Perhaps I should look into this matter a bit more…and at the same time seek a different agent.
“common sense tells me that lenders are paying taxes once they take ownership of a property after foreclosure – so when you buy from a lender it should have no past-due taxes.”
“I have been, should I add forcefully, told that Illinois law states that the buyer of any and all foreclosed property shall be responsible for UP TO 6 months of unpaid taxes if the seller did not keep them up to date.
Also, when I was inquiring about properties that had assessments assigned to them that I would be responsible for “contributing” the total amount of unpaid assessments that the seller left before being foreclosed upon.”

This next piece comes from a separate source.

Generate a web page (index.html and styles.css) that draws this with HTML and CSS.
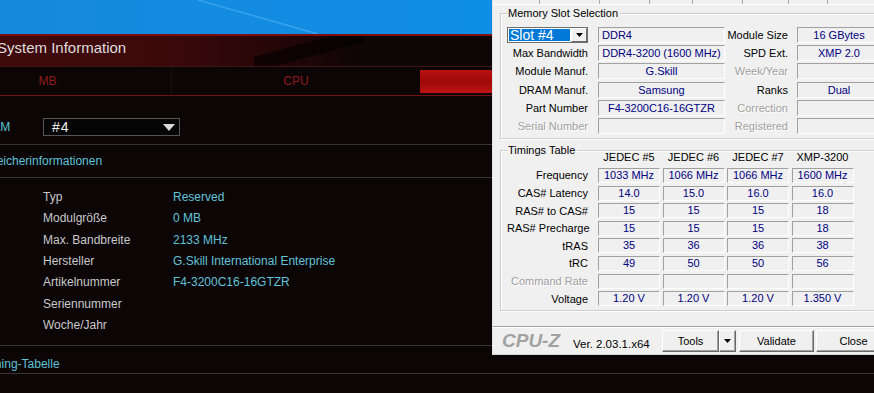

See, this is just backwards. There is no break for unpaid taxes b/c of a foreclosure, but there is a limit on assessments collectible through legal process (nothing stops the Association from “suggesting” that you, the buyer, make good on the seller’s unapid amounts–but they can’t effect a lien or prevail in court).
Look here: http://www.arnstein.com/condopropertyact/2008edition.htm
at Section 9 for the info.
Leave delinquent taxes unpaid at your peril. It’s rather expensive to redeem sold taxes.
technically, taxes are at least a year behind on any property. In Illinois, we pay taxes a year after the tax year. So, in 2009, we pay 2008 taxes. In 2008, we paid 2007.
And taxes don’t just magically “go away” – either they get paid by someone, or the property gets a lien, and there is a risk that the county can sieze the property and sell it at a tax auction.
So, while and REO may not pay it’s assessments, it will pay the property taxes, lest the loan become a total loss.
” there is a risk that the county can sieze the property and sell it at a tax auction”
Not the way it generally works in Cook. The taxes get sold and the owner needs to redeem them from the tax buyer at a steep premium. There are sales of title, but they don’t happen at all quickly, esp for non-abandoned property, unless you pissed off someone “important”.